▶ RECORDED DATA:

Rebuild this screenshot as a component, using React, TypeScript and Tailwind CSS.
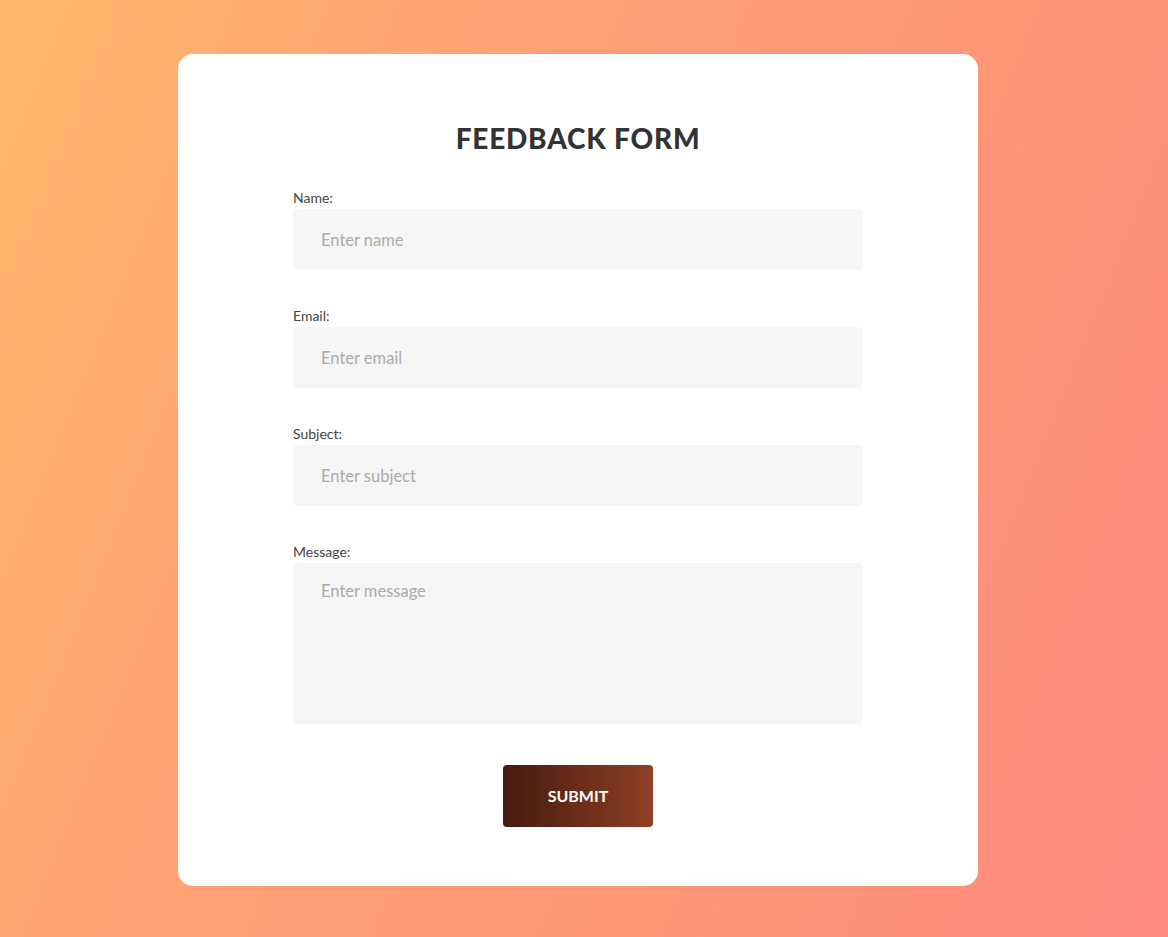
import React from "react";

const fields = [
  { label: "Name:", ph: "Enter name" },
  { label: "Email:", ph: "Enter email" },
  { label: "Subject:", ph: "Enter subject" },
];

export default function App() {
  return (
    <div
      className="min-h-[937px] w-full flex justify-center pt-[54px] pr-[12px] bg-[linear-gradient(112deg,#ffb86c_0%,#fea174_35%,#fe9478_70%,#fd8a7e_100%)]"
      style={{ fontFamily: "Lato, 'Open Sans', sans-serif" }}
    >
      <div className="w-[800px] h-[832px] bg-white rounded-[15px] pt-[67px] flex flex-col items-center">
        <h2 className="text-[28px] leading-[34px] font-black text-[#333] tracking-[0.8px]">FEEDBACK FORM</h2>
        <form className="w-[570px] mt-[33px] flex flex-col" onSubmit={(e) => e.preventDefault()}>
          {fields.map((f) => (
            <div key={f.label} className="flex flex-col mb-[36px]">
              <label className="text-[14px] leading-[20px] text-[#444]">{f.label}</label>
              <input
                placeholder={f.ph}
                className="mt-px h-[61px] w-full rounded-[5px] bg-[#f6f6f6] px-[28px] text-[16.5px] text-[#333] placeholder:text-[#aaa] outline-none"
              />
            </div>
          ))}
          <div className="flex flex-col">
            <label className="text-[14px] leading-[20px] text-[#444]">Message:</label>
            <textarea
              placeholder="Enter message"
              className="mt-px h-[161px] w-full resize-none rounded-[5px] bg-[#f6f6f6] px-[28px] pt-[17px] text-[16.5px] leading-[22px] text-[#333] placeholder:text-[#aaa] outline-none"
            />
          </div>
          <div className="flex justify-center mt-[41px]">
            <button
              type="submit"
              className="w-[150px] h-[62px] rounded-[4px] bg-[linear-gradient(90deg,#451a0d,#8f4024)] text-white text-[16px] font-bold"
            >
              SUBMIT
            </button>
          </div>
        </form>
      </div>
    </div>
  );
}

▶ WRITTEN REQUEST:
Transcribe the whole listing exactly. Pictures stay out of your copy.

▶ THE COMPLETED TASK:
Rebuild this screenshot as a component, using React, TypeScript and Tailwind CSS.
import React from "react";

const fields = [
  { label: "Name:", ph: "Enter name" },
  { label: "Email:", ph: "Enter email" },
  { label: "Subject:", ph: "Enter subject" },
];

export default function App() {
  return (
    <div
      className="min-h-[937px] w-full flex justify-center pt-[54px] pr-[12px] bg-[linear-gradient(112deg,#ffb86c_0%,#fea174_35%,#fe9478_70%,#fd8a7e_100%)]"
      style={{ fontFamily: "Lato, 'Open Sans', sans-serif" }}
    >
      <div className="w-[800px] h-[832px] bg-white rounded-[15px] pt-[67px] flex flex-col items-center">
        <h2 className="text-[28px] leading-[34px] font-black text-[#333] tracking-[0.8px]">FEEDBACK FORM</h2>
        <form className="w-[570px] mt-[33px] flex flex-col" onSubmit={(e) => e.preventDefault()}>
          {fields.map((f) => (
            <div key={f.label} className="flex flex-col mb-[36px]">
              <label className="text-[14px] leading-[20px] text-[#444]">{f.label}</label>
              <input
                placeholder={f.ph}
                className="mt-px h-[61px] w-full rounded-[5px] bg-[#f6f6f6] px-[28px] text-[16.5px] text-[#333] placeholder:text-[#aaa] outline-none"
              />
            </div>
          ))}
          <div className="flex flex-col">
            <label className="text-[14px] leading-[20px] text-[#444]">Message:</label>
            <textarea
              placeholder="Enter message"
              className="mt-px h-[161px] w-full resize-none rounded-[5px] bg-[#f6f6f6] px-[28px] pt-[17px] text-[16.5px] leading-[22px] text-[#333] placeholder:text-[#aaa] outline-none"
            />
          </div>
          <div className="flex justify-center mt-[41px]">
            <button
              type="submit"
              className="w-[150px] h-[62px] rounded-[4px] bg-[linear-gradient(90deg,#451a0d,#8f4024)] text-white text-[16px] font-bold"
            >
              SUBMIT
            </button>
          </div>
        </form>
      </div>
    </div>
  );
}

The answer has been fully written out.